Mohamed Bourouissa, « Libre-Échange », Monoprix, 10h-19h30, jusqu’au 22 septembre.
Devant la maison des Peintres, un petit bâtiment désaffecté bordant le boulevard Émile Combes a été aménagé cette année pour accueillir une exposition qu’il ne faut surtout pas manquer, The Anonymous Project. À l’origine du projet, une boîte de diapositives anciennes achetée par hasard par le réalisateur anglais Lee Shulman qui tombe sous le charme de ces images surannées prises par des amateurs, souvenirs de famille qui racontent des fragments de vie et de bonheur passé. Il se met alors en quête d’en trouver d’autres et, se prenant au jeu, finit par accumuler une collection de plus de 800 000 images, majoritairement américaines et réalisées entre les années 1950 et 1980. Avec Emmanuelle Halkin, il les a triées et sélectionnées pour en présenter ici une petite partie, contextualisée pour s’intégrer au décor vintage conçu sur mesure pour chacune des pièces de la maison, où elles sont encadrées, insérées dans des caissons rétroéclairés, ou projetées en diaporama. Le résultat est tout à fait réjouissant, de la cuisine où la maîtresse de maison, casée dans le frigo, s’affaire à ses fourneaux, au garage où s’affichent à côté d’une authentique 4L bleu azur des images de pique-niqueurs devant leur voiture, ou dans la salle à manger où les convives festoient et dansent devant la table dressée, et jusqu’à la niche du chien où défilent des cabots de tout poil. Un des plus joyeux moments de ces Rencontres.

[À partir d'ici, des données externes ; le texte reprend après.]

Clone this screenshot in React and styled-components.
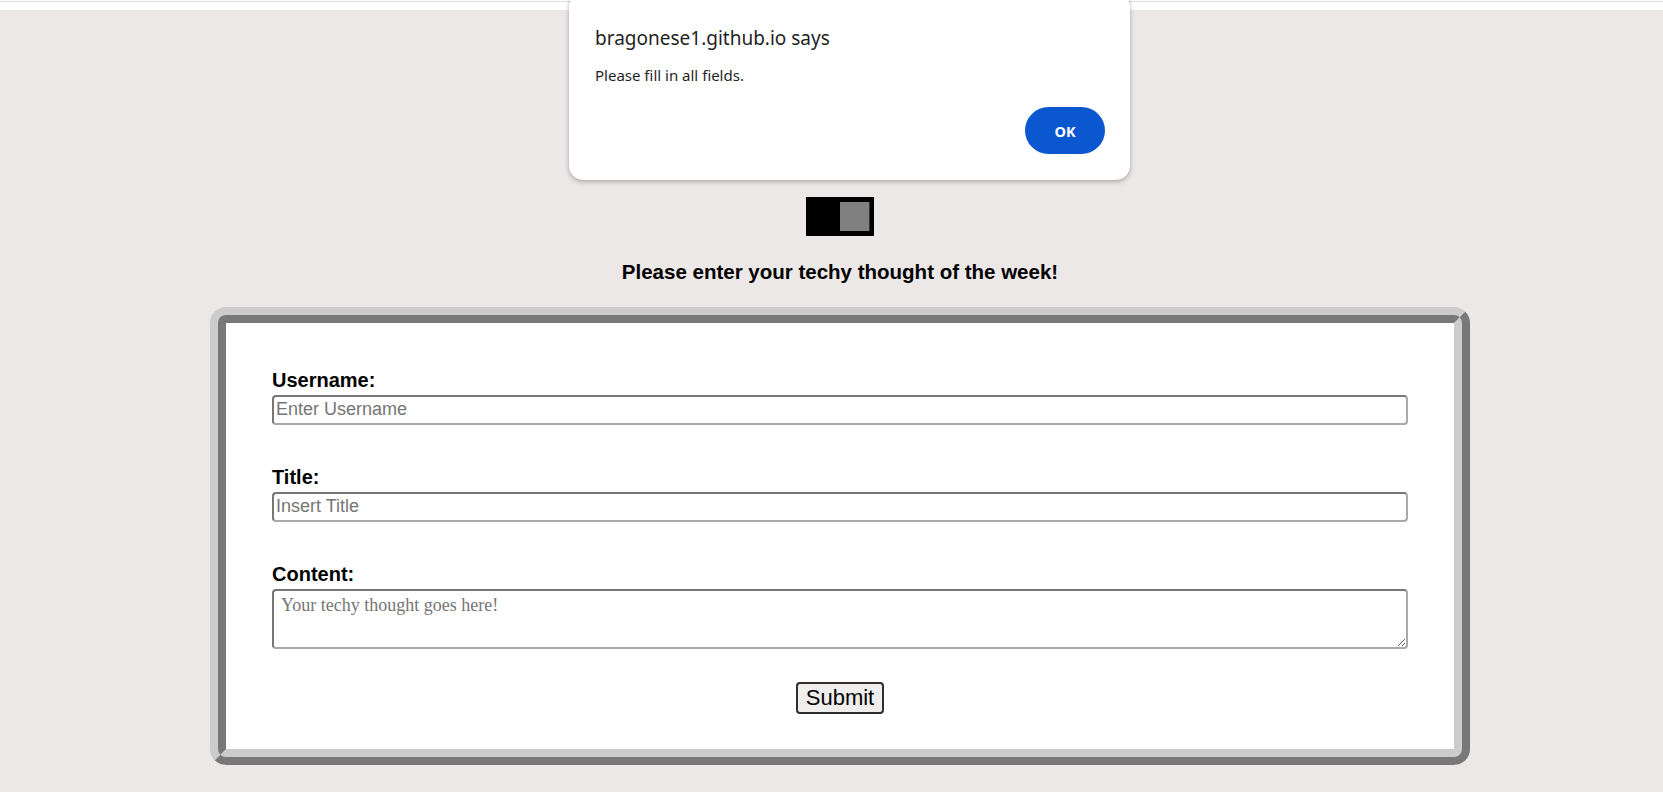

Au-delà de l’exposition, l’ambition de The Anonymous Project est de préserver ce patrimoine photographique vernaculaire, imprimé sur diapositives ou négatifs couleur et aujourd’hui menacé de disparition : http://www.anonymous-project.com/photos/
« The Anonymous Project. The House », Maison des peintres, 10h-19h30, jusqu’au 22 septembre.
À l’arrière, Home Sweet Home rassemble dans les murs décatis de la maison des peintres la vision singulière de trente-quatre photographes anglais sur ce qui constitue l’une des composantes majeures de l’identité britannique, le chez-soi. À partir des années 1970, la photographie documentaire britannique, jusque-là focalisée sur la rue, commence à s’intéresser à l’univers domestique. Les photographes de cette génération montrent un goût prononcé pour le quotidien et l’ordinaire, qui s’accentuera encore dans les décennies suivantes au point de devenir l’un des axes principaux de la photographie anglaise contemporaine.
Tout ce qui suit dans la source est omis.